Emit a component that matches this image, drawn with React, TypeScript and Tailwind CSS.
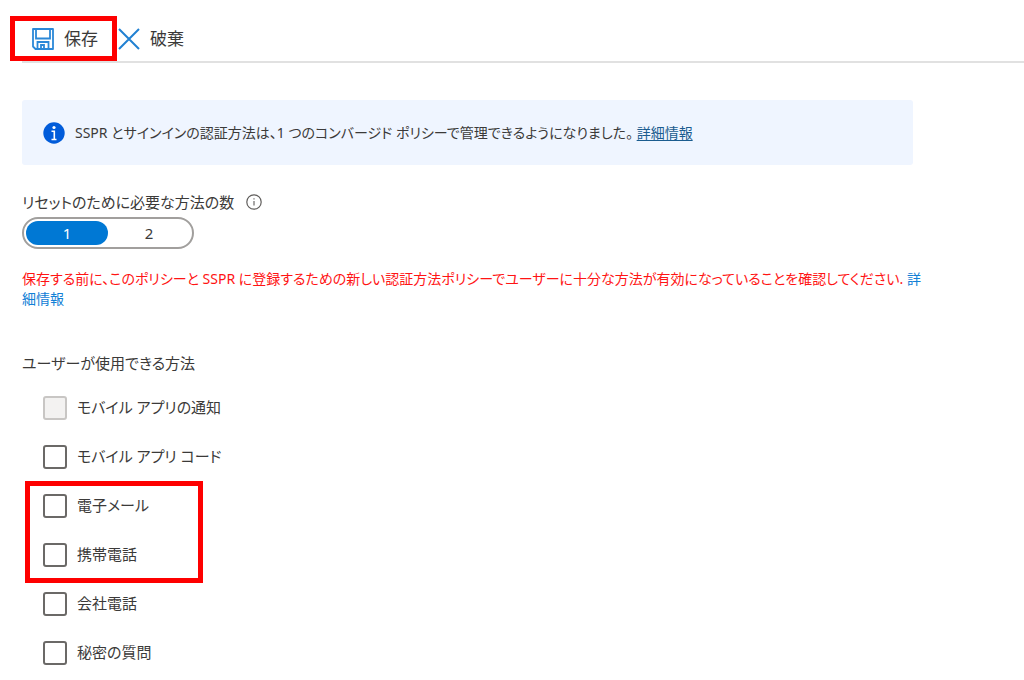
import { useState } from "react";

type Method = { id: string; label: string; disabled?: boolean };

const appMethods: Method[] = [
  { id: "app-notification", label: "モバイル アプリの通知", disabled: true },
  { id: "app-code", label: "モバイル アプリ コード" },
];
const contactMethods: Method[] = [
  { id: "email", label: "電子メール" },
  { id: "mobile-phone", label: "携帯電話" },
];
const otherMethods: Method[] = [
  { id: "office-phone", label: "会社電話" },
  { id: "security-questions", label: "秘密の質問" },
];

function SaveIcon() {
  return (
    <svg className="size-[22px]" viewBox="0 0 22 22" fill="none" stroke="#2b88d8" strokeWidth="1.8" aria-hidden="true">
      <path d="M1 1h20v20H3.500L1 18.500z" strokeLinejoin="round" />
      <path d="M4 1v9.500h14V1" />
      <path d="M5.500 21v-7h11v7" />
      <path d="M9 21v-4h3v4" />
    </svg>
  );
}

function DiscardIcon() {
  return (
    <svg className="size-[22px]" viewBox="0 0 22 22" fill="none" stroke="#2181d2" strokeWidth="2" aria-hidden="true">
      <path d="M1 1l20 20M21 1L1 21" />
    </svg>
  );
}

function InfoBadge() {
  return (
    <svg className="size-[22px] shrink-0" viewBox="0 0 22 22" aria-hidden="true">
      <circle cx="11" cy="11" r="10.700" fill="#015cda" />
      <circle cx="11" cy="5.500" r="1.600" fill="#fff" />
      <path d="M8.500 9.200h2.800v8M8.500 17.500h5" stroke="#fff" strokeWidth="1.600" fill="none" />
    </svg>
  );
}

function InfoOutline() {
  return (
    <svg className="size-4" viewBox="0 0 16 16" fill="none" stroke="#605e5c" aria-hidden="true">
      <circle cx="8" cy="8" r="7.200" strokeWidth="1.200" />
      <path d="M8 7v4.500M8 4.300v1.300" strokeWidth="1.100" />
    </svg>
  );
}

function MethodRow({ method }: { method: Method }) {
  return (
    <li className="flex h-[25px] items-center gap-2.5">
      <input
        id={method.id}
        type="checkbox"
        disabled={method.disabled}
        className="size-6 shrink-0 appearance-none rounded-[3px] border-2 border-[#6b6967] bg-white checked:bg-[#0078d4] disabled:border-[#c8c6c4] disabled:bg-[#f3f2f1]"
      />
      <label htmlFor={method.id} className="pb-0.5">
        {method.label}
      </label>
    </li>
  );
}

export default function App() {
  const [count, setCount] = useState(1);

  return (
    <div className="bg-white pb-4 pl-[22px] font-['Noto_Sans','Noto_Sans_CJK_JP',sans-serif] text-[15px] leading-6 text-[#3b3a39] [font-feature-settings:'palt']">
      <header className="flex h-[63px] items-center border-b-2 border-[#e1e1e1] pt-4 text-[17px]">
        <div className="relative">
          <button type="button" className="flex h-11 items-center gap-2.5 pr-5 pl-2.5">
            <SaveIcon />
            保存
          </button>
          <span className="pointer-events-none absolute -top-px right-px bottom-0 -left-3 border-5 border-[#fe0000]" />
        </div>
        <button type="button" className="flex h-11 items-center gap-2.5">
          <DiscardIcon />
          破棄
        </button>
      </header>

      <main className="mr-[111px]">
        <section className="mt-[37px] flex min-h-[65px] items-center gap-2.5 rounded-[3px] bg-[#eff5ff] px-[21px] text-sm">
          <InfoBadge />
          <p>
            SSPR とサインインの認証方法は、1 つのコンバージド ポリシーで管理できるようになりました。{" "}
            <a href="#converged" className="text-[#1a5c8f] underline decoration-1 underline-offset-2">
              詳細情報
            </a>
          </p>
        </section>

        <fieldset className="mt-[25px]">
          <legend className="flex items-center gap-3">
            リセットのために必要な方法の数
            <InfoOutline />
          </legend>
          <div className="mt-[3px] flex h-8 w-[172px] rounded-full border-2 border-[#a19f9d] p-0.5">
            {[1, 2].map((n) => (
              <label key={n} className="flex-1">
                <input
                  type="radio"
                  name="method-count"
                  checked={count === n}
                  onChange={() => setCount(n)}
                  className="peer sr-only"
                />
                <span className="flex h-6 items-center justify-center rounded-full peer-checked:bg-[#0078d4] peer-checked:text-white">
                  {n}
                </span>
              </label>
            ))}
          </div>
        </fieldset>

        <p className="mt-5 -mr-5 text-sm leading-5 text-[#ff1414]">
          保存する前に、このポリシーと SSPR に登録するための新しい認証方法ポリシーでユーザーに十分な方法が有効になっていることを確認してください.{" "}
          <a href="#policy" className="text-[#1280d6]">
            詳細情報
          </a>
        </p>

        <h2 className="mt-[42px]">ユーザーが使用できる方法</h2>
        <div className="mt-5 ml-[21px] flex flex-col items-start gap-6">
          <ul className="flex flex-col gap-6">
            {appMethods.map((m) => (
              <MethodRow key={m.id} method={m} />
            ))}
          </ul>
          <div className="relative">
            <ul className="flex flex-col gap-6">
              {contactMethods.map((m) => (
                <MethodRow key={m.id} method={m} />
              ))}
            </ul>
            <span className="pointer-events-none absolute -top-3 -bottom-4 -left-[18px] w-[178px] border-5 border-[#fe0000]" />
          </div>
          <ul className="flex flex-col gap-6">
            {otherMethods.map((m) => (
              <MethodRow key={m.id} method={m} />
            ))}
          </ul>
        </div>
      </main>
    </div>
  );
}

## DO THIS
Please repeat exactly the data above from its first line to the line that contains "string; label: string;", inclusive, and leave every picture out.

## RESULT BELOW
Emit a component that matches this image, drawn with React, TypeScript and Tailwind CSS.
import { useState } from "react";

type Method = { id: string; label: string; disabled?: boolean };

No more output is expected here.